Saturday, September 9: Tonight, I join a tour with G.O. Tours called “A Night Out in Athens.”  The tour costs 63 euros per person, expensive to be sure.  But I feel like getting out to a Greek tavern with a group of people.  So I splurge.

The tour is described as such: “Your evening begins with a short panoramic drive through the City Center and at the slope of the sacred hill you will be able to see, admire and photo the illuminated Acropolis.  Next you will visit the Museum of Ancient Greek Musical Instruments, or the Hercules Museum, and discover the divine origin of Ancient Greek musical instruments and enjoy traveling in the hidden paradise of Ancient Greek music history and sounds.  Explore the greatest and only collection around the Universe, or more than 60 reconstructed Ancient Greek musical instruments.  Then a pleasant walk through the narrow picturesque streets of Plaka, the old city, will bring you at a Typical Greek Tavern where you will enjoy your dinner following a floor show with live music and Greek Folk Dances in traditional costumes.”

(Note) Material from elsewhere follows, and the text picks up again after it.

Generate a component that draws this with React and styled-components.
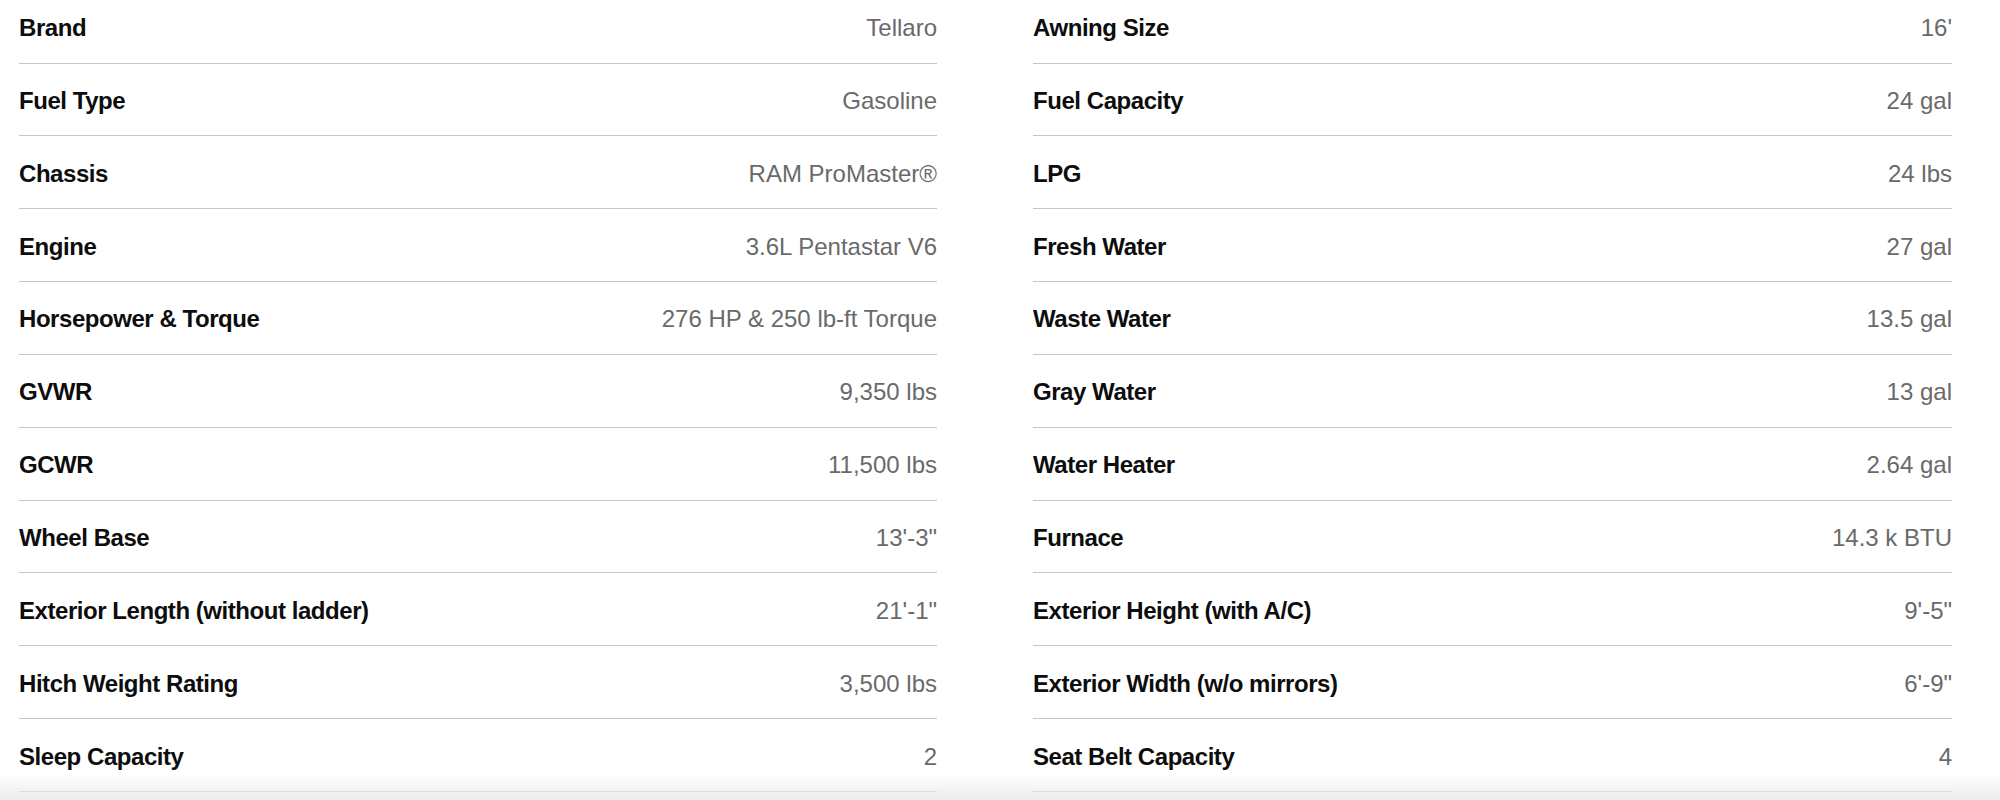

one of the instruments at the Hercules Museum

We stop at the Acropolis first, as advertised, but I don’t bother taking any photos as I’ve already taken plenty. Then we go to the Hercules Museum (Hercules Museum).  Here, sadly, we are only allowed to take one photo, above.  A guide gives us a tour of the small museum, telling us the history of the different types of instruments.  The museum has a collection of 1,200 Greek popular musical instruments dating from 1750 to the present day, but only half of those are displayed based on their aesthetic or decorative value.

the Greek taverna

After our museum tour, we go to a Greek taverna, where a folk music show is in progress.  There is already a huge crowd there; later we find out it is a school group from Serbia, along with other mixed tour groups.  Dancers in traditional costumes entertain us, pulling people from the audience up on the stage.  We have a great time, clapping to the music at our tables and dancing on stage.  The atmosphere is lively and fun.

lively Greek folk dancers

me at the Greek taverna ~ a happy night!

A couple of fun-loving young ladies from Brazil are in our group.  One of the dancers flirts blatantly with the girl with long dark hair.  The girls don’t speak much English, but later, as we walk together through the streets of Plakas, she jokes about her new “Greek boyfriend.”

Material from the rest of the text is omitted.